The ongoing coronavirus pandemic has placed many Americans in unprecedented positions of financial hardship. It should thus come as no surprise that many debtors are turning to drastic measures to seek relief. Before filing for Bankruptcy, read on to find out about what debtors need to know about the different types of bankruptcies and other options available to provide financial help.
Chapter 7 vs. Chapter 13
Chapter 7 and Chapter 13 are bankruptcies for ordinary Americans. The first is also known as liquidation. Chapter 7 requires less time to complete and is simpler to file. It wipes out most forms of general unsecured debts, but often requires selling off some property to pay back creditors. Chapter 7 works best for those who have few or no assets.
Chapter 13 is a little different. It allows debtors to keep all of their property, but it requires them to pay creditors the value of non-exempt property like cars or boats. It’s a good option for those who still have regular income but have fallen behind on house or car payments.
Exempt vs. Non-Exempt Property
Some types of property are considered exempt from seizure. Exempt property often includes a primary home, a vehicle used for commuting, reasonably necessary household goods, clothing, and appliances, pensions, trade tools, some types of jewelry, and public benefits. Non-exempt property often includes valuable collections, family heirlooms, cash and investments, second cars or homes, and expensive items that are not necessary for maintaining a reasonable standard of living or performing a trade.
The eligibility requirements for filing Chapter 7 are much more stringent than those required for filing Chapter 13. Filers must pass what’s known as a “means test.” This test will require submitting Forms 122A-1 and 122A-2 along with proof of income, assets, and debt. People can only file for Chapter 7 if their income is low enough to pass the means test, but those who have more eligible income may still be able to file for Chapter 13.
Credit Counselling Requirements
Credit counseling isn’t just a viable alternative to bankruptcies for some people. It’s a necessity for anyone who wants to file for Chapter 7 or Chapter 13. Future filers must sign up for and complete credit counseling through an approved agency.

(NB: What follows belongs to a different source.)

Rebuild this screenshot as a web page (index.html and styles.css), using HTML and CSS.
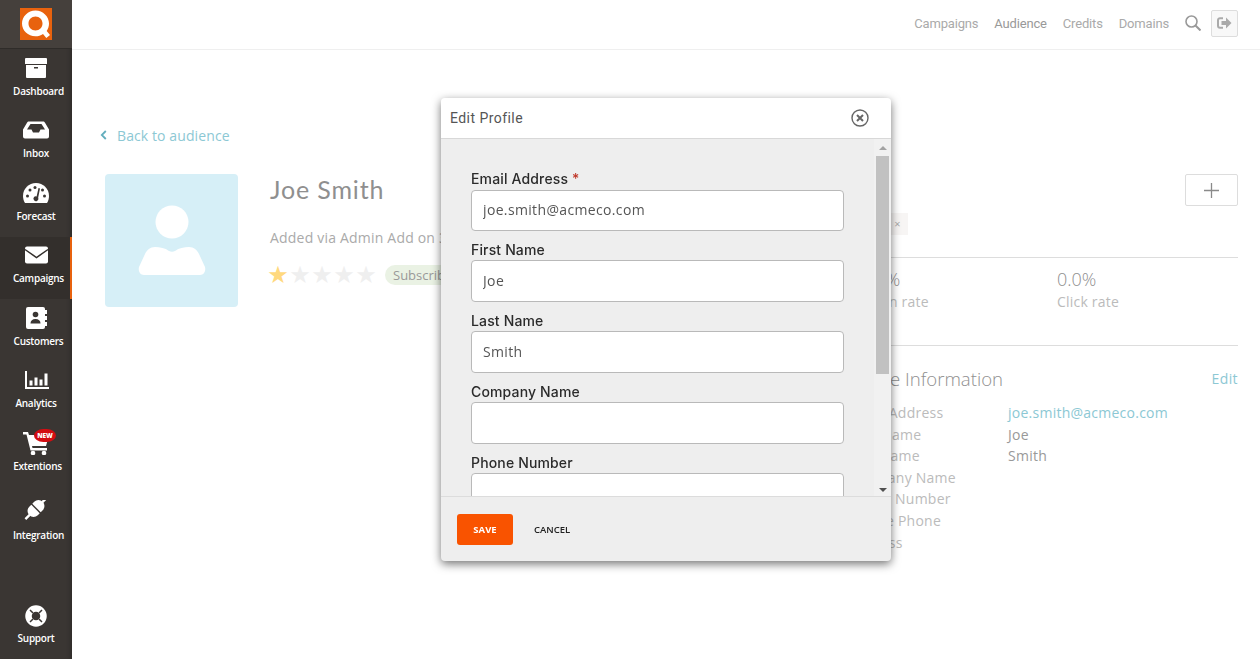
FILE: index.html
```html
<!DOCTYPE html>
<html lang="en">
<head>
<meta charset="utf-8">
<title>Edit Profile</title>
<link rel="stylesheet" href="styles.css">
</head>
<body>
<aside class="sidebar">
  <div class="logo-bar">
    <svg class="logo" width="32" height="32" viewBox="0 0 32 32"><rect width="32" height="32" fill="#e8620e"/><path fill="#fff" fill-rule="evenodd" d="M15.500 2.500C23 2.500 29 8.500 29 15.500c0 2.800-.8 5.300-2.300 7.400l3.300 4.100-3.700 3-3.300-4c-2.200 1.500-4.700 2.300-7.500 2.300C8 28.300 2 22.500 2 15.500S8 2.500 15.500 2.500zM15.500 8.500c-4 0-7 3.100-7 7s3 7 7 7 7-3.100 7-7-3-7-7-7z"/></svg>
  </div>
  <nav class="side-nav">
    <a class="side-item wide">
      <svg class="side-icon" viewBox="0 0 28 24"><path class="w" d="M4 2h20a1 1 0 0 1 1 1v5H3V3a1 1 0 0 1 1-1z"/><path class="w" fill-rule="evenodd" d="M4 9h20v12a1 1 0 0 1-1 1H5a1 1 0 0 1-1-1zM12 11v1.500h4V11z"/></svg>
      <span>Dashboard</span>
    </a>
    <a class="side-item">
      <svg class="side-icon" viewBox="0 1.500 28 24"><path class="w" fill-rule="evenodd" d="M7 4h14c1 0 1.500.5 2 1.200L27 12v7a2 2 0 0 1-2 2H3a2 2 0 0 1-2-2v-7l4-6.800C5.500 4.500 6 4 7 4zM8.500 6.500 5 12h4.500l1.500 3h6l1.500-3H23l-3.500-5.500z"/></svg>
      <span>Inbox</span>
    </a>
    <a class="side-item">
      <svg class="side-icon" viewBox="0 0 28 24"><path class="w" d="M14 2C6.800 2 1 7.600 1 15c0 2.500.7 5 2 7h22c1.300-2 2-4.500 2-7C27 7.600 21.200 2 14 2z"/><g class="d"><circle cx="5.500" cy="15" r="1.500"/><circle cx="8" cy="9" r="1.500"/><circle cx="13" cy="6.500" r="1.500"/><circle cx="20.500" cy="9" r="1.500"/><circle cx="22.500" cy="15" r="1.500"/><path d="M16.500 7l1.500.5-1.800 9a2.500 2.500 0 1 1-4.200-.5 2.500 2.500 0 0 1 2.600-.4z"/></g></svg>
      <span>Forecast</span>
    </a>
    <a class="side-item wide active">
      <svg class="side-icon" viewBox="0 0 28 24"><rect class="w" x="3" y="2.500" width="23" height="17" rx="2"/><path d="M3 5.500l11.500 8 11.500-8" fill="none" stroke="#332f2c" stroke-width="1.500"/></svg>
      <span>Campaigns</span>
    </a>
    <a class="side-item wide">
      <svg class="side-icon" viewBox="0 0 28 24"><rect class="w" x="4" y="1" width="19" height="22" rx="2"/><path class="w" d="M23 4h2v4h-2zM23 10h2v4h-2zM23 16h2v4h-2z"/><g class="d"><circle cx="13.500" cy="8.500" r="2.800"/><path d="M8.500 17.500c0-3 2-4.500 5-4.500s5 1.500 5 4.500z"/></g></svg>
      <span>Customers</span>
    </a>
    <a class="side-item">
      <svg class="side-icon" viewBox="0 1.500 28 24"><path class="w" d="M3 3.500h2v16h22v2H3z"/><path class="w" d="M7.500 13h3v5h-3zM12.500 10h3v8h-3zM17.500 12h3v6h-3zM22.500 6h3v12h-3z"/></svg>
      <span>Analytics</span>
    </a>
    <a class="side-item mid">
      <span class="cart">
        <svg class="side-icon" viewBox="0 0 28 24"><path class="w" d="M1 1h5l1 3h20l-3 11H10l.5 2H25v2.500H8.500L4.500 3.500H1z"/><circle class="w" cx="11" cy="22" r="2.300"/><circle class="w" cx="22" cy="22" r="2.300"/></svg>
        <b class="new-badge">NEW</b>
      </span>
      <span>Extentions</span>
    </a>
    <a class="side-item wide integration">
      <svg class="side-icon" viewBox="0 3.500 28 24"><g transform="rotate(-45 14 12)"><rect class="w" x="4.500" y="6" width="19" height="12" rx="6"/><path d="M14 5v14" stroke="#3a3633" stroke-width="1.400"/><path d="M-1 12h6M23 12h6" stroke="#fff" stroke-width="2.400"/></g></svg>
      <span>Integration</span>
    </a>
    <a class="side-item support">
      <svg class="side-icon" viewBox="0 0 28 24"><circle cx="14" cy="12" r="7.500" fill="none" stroke="#fff" stroke-width="6.500"/><path d="M8 6l3 3M20 6l-3 3M8 18l3-3M20 18l-3-3" stroke="#3a3633" stroke-width="1.500"/></svg>
      <span>Support</span>
    </a>
  </nav>
</aside>

<div class="main">
  <header class="topbar">
    <a class="top-link">Campaigns</a>
    <a class="top-link current">Audience</a>
    <a class="top-link">Credits</a>
    <a class="top-link">Domains</a>
    <svg class="search" width="16" height="16" viewBox="0 0 16 16"><circle cx="6.500" cy="6.500" r="5.500" fill="none" stroke="#999" stroke-width="1.600"/><path d="M10.500 10.500L15.500 15.500" stroke="#999" stroke-width="2"/></svg>
    <button class="logout"><svg width="15" height="12" viewBox="0 0 15 12"><path d="M6 1.200H3a2 2 0 0 0-2 2v5.600a2 2 0 0 0 2 2h3" fill="none" stroke="#aaa" stroke-width="2"/><path fill="#aaa" d="M9 .5l5.500 5.500L9 11.500V8H4.500V4H9z"/></svg></button>
  </header>

  <main class="content">
    <a class="back"><svg width="7" height="10" viewBox="0 0 7 10"><path d="M5.800 1L1.800 5l4 4" fill="none" stroke="#63aebd" stroke-width="1.800"/></svg><span>Back to audience</span></a>
    <section class="profile">
      <div class="avatar">
        <svg width="68" height="71" viewBox="0 0 68 71"><circle cx="34" cy="17" r="16.500" fill="#fff"/><path fill="#fff" d="M17 42c5 0 10 1 14 4 2 1 4 1 6 0 4-3 9-4 14-4 5 0 8 3 10 7l6 13c1 4-1 8-5 8H6c-4 0-6-4-5-8l6-13c2-4 5-7 10-7z"/></svg>
      </div>
      <div class="identity">
        <h1 class="name">Joe Smith</h1>
        <p class="added">Added via Admin Add on 3</p>
        <div class="rating">
          <span class="star on">★</span><span class="star">★</span><span class="star">★</span><span class="star">★</span><span class="star">★</span>
          <span class="pill">Subscribed</span>
        </div>
      </div>
      <div class="details">
        <div class="details-top">
          <button class="plus"><svg width="15" height="15" viewBox="0 0 15 15"><path d="M7.500 0v15M0 7.500h15" stroke="#8a8a8a" stroke-width="1.300"/></svg></button>
          <span class="tag">Customer <i>×</i></span>
        </div>
        <div class="stats">
          <div class="stat"><strong>0.0%</strong><span>Open rate</span></div>
          <div class="stat"><strong>0.0%</strong><span>Click rate</span></div>
        </div>
        <div class="info">
          <div class="info-head"><h2>Profile Information</h2><a>Edit</a></div>
          <dl class="info-list">
            <dt>Email Address</dt><dd class="link">joe.smith@acmeco.com</dd>
            <dt>First Name</dt><dd>Joe</dd>
            <dt>Last Name</dt><dd>Smith</dd>
            <dt>Company Name</dt><dd></dd>
            <dt>Phone Number</dt><dd></dd>
            <dt>Mobile Phone</dt><dd></dd>
            <dt>Address</dt><dd></dd>
          </dl>
        </div>
      </div>
    </section>
  </main>
</div>

<div class="modal">
  <div class="modal-head">
    <span>Edit Profile</span>
    <svg width="18" height="18" viewBox="0 0 18 18"><circle cx="9" cy="9" r="8" fill="none" stroke="#666" stroke-width="1.400"/><path d="M6 6l6 6M12 6l-6 6" stroke="#666" stroke-width="2"/></svg>
  </div>
  <div class="modal-body">
    <form class="form">
      <label class="field"><span>Email Address <em>*</em></span><input type="text" value="joe.smith@acmeco.com"></label>
      <label class="field"><span>First Name</span><input type="text" value="Joe"></label>
      <label class="field"><span>Last Name</span><input type="text" value="Smith"></label>
      <label class="field"><span>Company Name</span><input type="text"></label>
      <label class="field"><span>Phone Number</span><input type="text"></label>
    </form>
    <div class="scrollbar">
      <i class="arrow up"></i>
      <div class="track"><div class="thumb"></div></div>
      <i class="arrow down"></i>
    </div>
  </div>
  <div class="modal-foot">
    <button class="save">SAVE</button>
    <button class="cancel">CANCEL</button>
  </div>
</div>
</body>
</html>
```
FILE: styles.css
```css
* { box-sizing: border-box; }
html, body { height: 100%; }
body {
  margin: 0;
  display: flex;
  overflow: hidden;
  background: #fff;
  font-family: "Open Sans", sans-serif;
  color: #999;
}
a { text-decoration: none; }

/* Sidebar */
.sidebar {
  width: 72px;
  flex: none;
  display: flex;
  flex-direction: column;
  background: #3a3633;
  box-shadow: inset -5px 0 5px -4px rgba(0,0,0,.25);
}
.logo-bar {
  height: 49px;
  flex: none;
  display: flex;
  justify-content: center;
  align-items: flex-start;
  padding-top: 8px;
  background: #45403c;
  border-bottom: 1px solid #2f2c29;
}
.side-nav { flex: 1; display: flex; flex-direction: column; }
.side-item {
  height: 62.5px;
  flex: none;
  display: flex;
  flex-direction: column;
  align-items: center;
  padding: 7px 0 0;
  color: #fff;
  font-size: 10px;
  font-weight: 600;
  letter-spacing: -.25px;
  line-height: 14px;
}
.side-item > span:last-child { margin-top: 3.5px; }
.side-item.wide > span:last-child { margin-left: 5px; }
.side-item.mid > span:last-child { margin-left: 3px; }
.side-icon { width: 28px; height: 24px; display: block; }
.w { fill: #fff; }
.d { fill: #3a3633; }
.active { background: #332f2c; box-shadow: inset -2px 0 0 #e8620e; }
.cart { position: relative; display: block; height: 24px; }
.new-badge {
  position: absolute;
  left: 12px;
  top: -2px;
  width: 22px;
  height: 13px;
  border-radius: 10px / 7px;
  background: #d30d12;
  color: #fff;
  font-size: 6.5px;
  line-height: 13px;
  font-weight: 800;
  letter-spacing: 0;
  text-align: center;
}
.integration { margin-top: 6.500px; }
.support { margin-top: auto; }

/* Top bar */
.main { flex: 1; min-width: 0; display: flex; flex-direction: column; }
.topbar {
  height: 50px;
  flex: none;
  display: flex;
  align-items: center;
  justify-content: flex-end;
  gap: 16px;
  padding: 0 22px 3px 0;
  border-bottom: 1px solid #efefef;
  font-family: Roboto, sans-serif;
  font-size: 13px;
  letter-spacing: -.17px;
}
.top-link { color: #aaa; }
.top-link.current { color: #999; }
.logout {
  width: 27px;
  height: 27px;
  margin-left: -6px;
  padding: 0;
  display: flex;
  align-items: center;
  justify-content: center;
  background: #f8f8f8;
  border: 1px solid #ddd;
  border-radius: 2px;
}

/* Content */
.content { flex: 1; padding: 75px 22px 0 28px; }
.back {
  display: flex;
  align-items: center;
  gap: 10px;
  height: 20px;
  font-size: 14px;
  letter-spacing: .1px;
  color: #8cc8d4;
}
.profile { display: flex; margin-top: 29px; padding-left: 5px; }
.avatar {
  width: 133px;
  height: 133px;
  flex: none;
  display: flex;
  align-items: center;
  justify-content: center;
  background: #d6eff7;
  border-radius: 4px;
}
.identity { margin-left: 32px; }
.name {
  margin: -1px 0 0;
  font-family: Lato, sans-serif;
  font-size: 25px;
  line-height: 32px;
  font-weight: 400;
  letter-spacing: .85px;
  color: #8f8f8f;
}
.added { margin: 23px 0 0; font-size: 14px; line-height: 20px; letter-spacing: .2px; color: #aaa; white-space: nowrap; }
.rating { display: flex; align-items: center; height: 22px; margin: 16px 0 0 -3px; }
.star { width: 22px; font-size: 24px; line-height: 22px; color: #efefef; text-align: center; font-family: "DejaVu Sans", sans-serif; }
.star.on { color: #ffd97e; }
.pill { margin-left: 8px; padding: 0 8px; height: 20px; line-height: 20px; border-radius: 10px; background: #eaf2e4; font-size: 13px; color: #999; }
.details { margin-left: auto; width: 408px; flex: none; }
.details-top { height: 84px; display: flex; flex-direction: column; border-bottom: 1px solid #ddd; }
.plus {
  width: 53px;
  height: 32px;
  flex: none;
  align-self: flex-end;
  padding: 0;
  display: flex;
  align-items: center;
  justify-content: center;
  background: #fff;
  border: 1px solid #ddd;
  border-radius: 2px;
}
.tag {
  align-self: flex-start;
  width: 78px;
  height: 22px;
  margin-top: 7px;
  padding: 0 0 0 6px;
  background: #f7f5f4;
  font-size: 11px;
  line-height: 22px;
  white-space: nowrap;
}
.tag i { font-style: normal; margin-left: 5px; color: #aaa; }
.stats { display: grid; grid-template-columns: 196px 1fr; padding: 8px 0 0 31px; height: 88px; border-bottom: 1px solid #ddd; }
.stat { display: flex; flex-direction: column; }
.stat strong { font-size: 18px; font-weight: 300; line-height: 26px; color: #8f8f8f; }
.stat span { font-size: 14px; line-height: 18px; margin-top: 1px; color: #bbb; letter-spacing: .2px; }
.info-head { display: flex; justify-content: space-between; align-items: center; margin-top: 20px; height: 28px; }
.info-head h2 { margin: 0 0 4px 17px; font-size: 18.600px; font-weight: 300; color: #8f8f8f; }
.info-head a { margin-bottom: 3px; font-size: 14px; letter-spacing: .4px; color: #8cc8d4; }
.info-list { display: grid; grid-template-columns: 160px 1fr; margin: 8px 0 0; padding-left: 18px; font-size: 14px; line-height: 21.600px; letter-spacing: .25px; }
.info-list dt { color: #bbb; }
.info-list dd { margin: 0; color: #999; }
.info-list dd.link { color: #8cc8d4; }

/* Modal */
.modal {
  position: fixed;
  left: 441px;
  top: 98px;
  width: 450px;
  height: 463px;
  display: flex;
  flex-direction: column;
  background: #eee;
  border-radius: 4px;
  box-shadow: 0 3px 10px rgba(0,0,0,.55);
  overflow: hidden;
}
.modal-head {
  height: 41px;
  flex: none;
  display: flex;
  align-items: center;
  justify-content: space-between;
  padding: 0 22px 1px 9px;
  background: #fff;
  border-bottom: 1px solid #d8d8d8;
  font-family: Roboto, sans-serif;
  font-size: 14px;
  letter-spacing: .45px;
  color: #555;
}
.modal-body { flex: 1; min-height: 0; display: flex; }
.form { flex: 1; overflow: hidden; padding: 30px 16px 0 30px; }
.field { display: block; margin-bottom: 9px; }
.field span {
  display: block;
  height: 20px;
  font-family: Inter, sans-serif;
  font-size: 14px;
  font-weight: 500;
  letter-spacing: .15px;
  line-height: 20px;
  color: #2b2b2b;
}
.field em { font-style: normal; color: #c0392b; }
.field input {
  display: block;
  width: 373px;
  height: 42px;
  padding: 0 11px 2px;
  border: 1px solid #b9b9b9;
  border-radius: 4px;
  background: #fff;
  font-family: "Open Sans", sans-serif;
  font-size: 14px;
  letter-spacing: .35px;
  color: #555;
  outline: 0;
}
.field:first-child input { margin-top: 1px; height: 41px; }
.scrollbar { width: 17px; flex: none; display: flex; flex-direction: column; align-items: center; background: #f1f1f1; }
.arrow { width: 0; height: 0; flex: none; border: 4px solid transparent; }
.arrow.up { margin: 7px 0 6px; border-top: 0; border-bottom: 4px solid #a3a3a3; }
.arrow.down { margin: 7px 0 4px; border-bottom: 0; border-top: 4px solid #505050; }
.track { flex: 1; width: 100%; padding: 0 2px; }
.thumb { width: 13px; height: 218px; background: #c1c1c1; }
.modal-foot {
  height: 65px;
  flex: none;
  display: flex;
  align-items: center;
  gap: 21px;
  padding: 0 16px;
  border-top: 1px solid #dcdcdc;
}
.save, .cancel { font-family: "Open Sans", sans-serif; font-size: 9.500px; font-weight: 600; border: 0; padding: 0; }
.save { width: 56px; height: 31px; background: #f95300; color: #fff; border-radius: 3px; font-weight: 700; }
.cancel { background: none; color: #222; }
```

In most cases, filers whose petitions are approved will also have to undergo financial counseling following the ruling.
No Silver Bullet
Chapter 7 and Chapter 13 bankruptcies aren’t silver-bullet solutions. It takes time, and, somewhat paradoxically, money to file a successful petition. Chapter 7 bankruptcies often take up to six months to complete, and Chapter 13 filers can expect the process to take even longer. It’s common for Chapter 13 filers to still be dealing with the repercussions of their initial petitions up to five years down the line.
It’s also relevant to note that both Chapter 7 and Chapter 13 affect borrowers’ credit reports, making it more difficult and expensive to take out loans, and even impacting things like rental agreements and job searches. The black mark resulting from a successful Chapter 7 filing can last for ten years, while that associated with Chapter 7 stays on consumers’ credit reports for seven years.
The Bottom Line
Filing for either Chapter 7 or Chapter 13 is not a decision that should be taken lightly. Before making that final call, the debtor should consult a credit counsellor and a lawyer to discuss options.